5. Ted Nugent – “Stranglehold”
Oh you know what time it is now. Whatever’s left of my lady’s Steel Curtain just parted like the Red Sea, and we are taking it to the hole. This cracker might be some ignorant racist bear-hunting hick, but he also grew up in Hitsville USA, and you can’t say he ain’t got a little Motown mosey in his wango tango. Wouldn’t be surprised to find out he seconded that emotion with some of Berry Gordy’s sloppy seconds.

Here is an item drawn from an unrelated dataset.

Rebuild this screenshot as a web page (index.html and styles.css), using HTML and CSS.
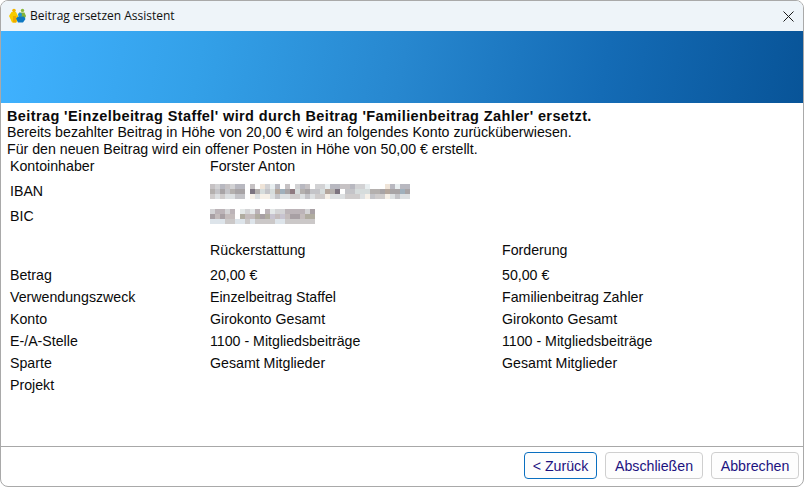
FILE: index.html
```html
<!DOCTYPE html>
<html lang="de">
<head>
<meta charset="utf-8">
<title>Beitrag ersetzen Assistent</title>
<link rel="stylesheet" href="styles.css">
</head>
<body>
<div class="window">
  <header class="titlebar">
    <svg class="app-icon" width="17" height="16" viewBox="0 0 17 16">
      <circle cx="5" cy="2.6" r="1.8" fill="#f2b400"/>
      <path d="M0 8 2.5 4h4.5L9 8v3l-1.5 3.5H3L1.5 11Z" fill="#f8cc00"/>
      <path d="M4 8h3v6.500H4Z" fill="#efaa00"/>
      <circle cx="13.500" cy="2.400" r="1.700" fill="#8dba3a"/>
      <path d="M10 4.500h5.500L17 8l-1 2H10Z" fill="#7fb33a"/>
      <circle cx="11" cy="6.800" r="2" fill="#1e90d4"/>
      <path d="M7 10.500 9 8.500h6l1.500 2.500L14 14.500H9Z" fill="#0e78c2"/>
    </svg>
    <span class="title-text">Beitrag ersetzen Assistent</span>
    <svg class="close-icon" width="11" height="11" viewBox="0 0 11 11">
      <path d="M.5.5l10 10M10.500.5l-10 10" stroke="#1a1a1a" stroke-width="1" fill="none"/>
    </svg>
  </header>
  <div class="banner"></div>
  <main class="content">
    <div class="intro">
      <p class="intro-bold">Beitrag 'Einzelbeitrag Staffel' wird durch Beitrag 'Familienbeitrag Zahler' ersetzt.</p>
      <p class="intro-line">Bereits bezahlter Beitrag in Höhe von 20,00 € wird an folgendes Konto zurücküberwiesen.</p>
      <p class="intro-line">Für den neuen Beitrag wird ein offener Posten in Höhe von 50,00 € erstellt.</p>
    </div>
    <div class="account">
      <div class="acc-row first"><span class="label">Kontoinhaber</span><span>Forster Anton</span></div>
      <div class="acc-row"><span class="label">IBAN</span>
        <svg class="blur" width="200" height="15" viewBox="0 0 40 3" shape-rendering="crispEdges">
          <path stroke="#c6c2c4" d="M0 .5h1M3 .5h1M8 .5h1M15 .5h1M19 .5h1M26 .5h2"/>
          <path stroke="#d2d2d4" d="M1 .5h1M4 .5h1M11 .5h1M17 .5h1M21 .5h2M29 .5h2"/>
          <path stroke="#b8b8c0" d="M2 .5h1M5 .5h2M13 .5h1M18 .5h1M24 .5h2M28 .5h1M36 .5h1M38 .5h2"/>
          <path stroke="#e8eef0" d="M12 .5h1M23 .5h1M31 .5h1M37 .5h1"/>
          <path stroke="#efe4d8" d="M10 .5h1M35 .5h1"/>
          <path stroke="#b4b0ae" d="M0 1.500h1M4 1.500h1M9 1.500h1M18 1.500h1M24 1.500h1M32 1.500h2"/>
          <path stroke="#c4c4c8" d="M1 1.500h1M3 1.500h1M11 1.500h1M16 1.500h1M20 1.500h2M27 1.500h2"/>
          <path stroke="#a8a4a6" d="M2 1.500h1M5 1.500h1M6 1.500h1M15 1.500h1M19 1.500h1M34 1.500h1M36 1.500h2M39 1.500h1"/>
          <path stroke="#7c7480" d="M8 1.500h1M25 1.500h1"/>
          <path stroke="#8e7a80" d="M16 1.500h1"/>
          <path stroke="#b4a69c" d="M13 1.500h1M23 1.500h1M35 1.500h1"/>
          <path stroke="#d6dcdc" d="M10 1.500h1M12 1.500h1M17 1.500h1M22 1.500h1M29 1.500h2M31 1.500h1"/>
          <path stroke="#a0b0bc" d="M14 1.500h1M38 1.500h1"/>
          <path stroke="#cfcccc" d="M0 2.500h1M2 2.500h1M16 2.500h2M21 2.500h2M27 2.500h3M33 2.500h2"/>
          <path stroke="#dde0e2" d="M1 2.500h1M3 2.500h2M9 2.500h1M12 2.500h1M14 2.500h2M18 2.500h1M20 2.500h1M24 2.500h3M30 2.500h1M36 2.500h1M38 2.500h2"/>
          <path stroke="#c4c4c8" d="M5 2.500h2M13 2.500h1M19 2.500h1M32 2.500h1M37 2.500h1"/>
          <path stroke="#f6f0e8" d="M8 2.500h1M10 2.500h2M23 2.500h1M31 2.500h1M35 2.500h1"/>
        </svg>
      </div>
      <div class="acc-row"><span class="label">BIC</span>
        <svg class="blur" width="105" height="15" viewBox="0 0 21 3" shape-rendering="crispEdges">
          <path stroke="#d4d4d6" d="M0 .5h1M3 .5h1M7 .5h1M13 .5h2M19 .5h1"/>
          <path stroke="#bcb4b8" d="M1 .5h1M2 .5h1M4 .5h1M9 .5h1M11 .5h1M15 .5h4"/>
          <path stroke="#e4e8e8" d="M6 .5h1M8 .5h1M12 .5h1"/>
          <path stroke="#a8a0a4" d="M0 1.500h1M2 1.500h1M10 1.500h1M20 .5h1M16 1.500h2"/>
          <path stroke="#c4bcbc" d="M1 1.500h1M3 1.500h2M7 1.500h2M13 1.500h1M15 1.500h1M18 1.500h1"/>
          <path stroke="#b0aca0" d="M6 1.500h1M9 1.500h1M11 1.500h1M19 1.500h2"/>
          <path stroke="#c8c4d0" d="M12 1.500h1M14 1.500h1"/>
          <path stroke="#dde4ea" d="M0 2.500h1M1 2.500h2M5 2.500h2M13 2.500h2M8 2.500h1"/>
          <path stroke="#cbc8c8" d="M3 2.500h2M7 2.500h1M9 2.500h4M15 2.500h6"/>
        </svg>
      </div>
    </div>
    <div class="details">
      <span class="head"></span><span class="head">Rückerstattung</span><span class="head">Forderung</span>
      <span class="label">Betrag</span><span>20,00 €</span><span>50,00 €</span>
      <span class="label">Verwendungszweck</span><span>Einzelbeitrag Staffel</span><span>Familienbeitrag Zahler</span>
      <span class="label">Konto</span><span>Girokonto Gesamt</span><span>Girokonto Gesamt</span>
      <span class="label">E-/A-Stelle</span><span>1100 - Mitgliedsbeiträge</span><span>1100 - Mitgliedsbeiträge</span>
      <span class="label">Sparte</span><span>Gesamt Mitglieder</span><span>Gesamt Mitglieder</span>
      <span class="label">Projekt</span><span></span><span></span>
    </div>
  </main>
  <footer class="footer">
    <button class="btn btn-default" type="button">&lt; Zurück</button>
    <button class="btn btn-finish" type="button">Abschließen</button>
    <button class="btn btn-cancel" type="button">Abbrechen</button>
  </footer>
</div>
</body>
</html>
```
FILE: styles.css
```css
* { box-sizing: border-box; }
html, body { margin: 0; height: 100%; background: #fff; }
body { font: 14.2px/16px "Liberation Sans", Arial, sans-serif; color: #0a0a0a; }
p { margin: 0; }

.window {
  height: 487px;
  display: flex;
  flex-direction: column;
  border: 1px solid #a9a9a9;
  border-radius: 8px;
  background: #fff;
  overflow: hidden;
}

.titlebar {
  height: 30px;
  flex: none;
  display: flex;
  align-items: center;
  padding: 0 9px 0 8px;
  background: #eef4f9;
}
.app-icon { flex: none; }
.title-text {
  margin-left: 4px;
  font: 12px/16px "Open Sans", sans-serif;
  color: #101010;
  flex: 1;
}
.close-icon { flex: none; }

.banner {
  height: 72px;
  flex: none;
  background: linear-gradient(100deg, #40b2ff 0%, #33a0e8 25%, #2787cf 50%, #146bb5 75%, #085498 100%);
}

.content { flex: 1; padding: 5px 0 0 6px; min-height: 0; }
.intro { display: flex; flex-direction: column; }
.intro-bold { font-weight: 700; font-size: 14.5px; letter-spacing: .39px; line-height: 16px; height: 16px; }
.intro-line { line-height: 17px; height: 17px; }

.account { padding-left: 3px; }
.acc-row {
  display: grid;
  grid-template-columns: 200px 1fr;
  height: 25px;
  align-items: start;
  line-height: 24px;
}
.acc-row.first { margin-top: -4px; }
.blur { display: block; align-self: center; }

.details {
  margin-top: 9px;
  padding-left: 3px;
  display: grid;
  grid-template-columns: 200px 292px 1fr;
  grid-template-rows: 26px;
  grid-auto-rows: 22px;
  align-items: start;
  line-height: 22px;
}
.head { line-height: 24px; }

.footer {
  flex: none;
  height: 40px;
  border-top: 1px solid #a8a8a8;
  display: flex;
  justify-content: flex-end;
  align-items: flex-start;
  gap: 8px;
  padding: 5px 4px 0 0;
}
.btn {
  height: 27px;
  padding: 0;
  font: 14.2px/16px "Liberation Sans", Arial, sans-serif;
  color: #1c1280;
  background: #fdfdfd;
  border: 1px solid #cfcfcf;
  border-radius: 4px;
}
.btn-default { width: 73px; border-color: #0a6fc0; }
.btn-finish { width: 98px; }
.btn-cancel { width: 88px; }
```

6. Babyface – “Whip Appeal”
You know, my boy Hines Ward kinda looks like Babyface. Not that I want to think about that when it’s go time. Anyway, just remember that being married doesn’t mean you have to lock it down and run out the clock. Trick plays are the key to a good offense, as long as you don’t make them the bread and butter of your game.
7. Elton John – “Tiny Dancer”
Like I just said.
8. Terence Trent D’Arby – “Sign Your Name”
Now it’s time to kick the extra point. This song takes me back to my William & Mary days, when I was dating this pretty young thing that reminded me of CCH Pounder. Girl had the sort of tight end I did not mind lining up behind, if you know what I mean. Nowadays, whenever I watch The Shield, it’s all I can do to keep my hands off myself. Yeah, maybe that’s TMI, but when you’re talking about making love to your woman, it don’t do a damn bit of good to keep quiet. This is one playbook I don’t mind leaving on the train.
9. The Bangles – “Eternal Flame”
Game’s over, but that doesn’t mean work’s done. I gotta start prepping a game plan for next week, look at tape from today’s game, take notes, talk to my boys about what went good and what went bad. Sometimes, if I’m lucky, there’s a little OT to deal with, and there’s nothing like having Susanna Hoffs’ honey of a voice having my back when I have to contend with “the coinflip.” And then, after it’s all said and done, time to hit the showers.
Pittsburgh Steelers head coach Mike Tomlin paid $3500 on eBay for an original copy of Prince’s “Black Album,” only to find out it was a 4th-generation bootleg. If LilRed_1999 is reading this, send Mike back his damn money.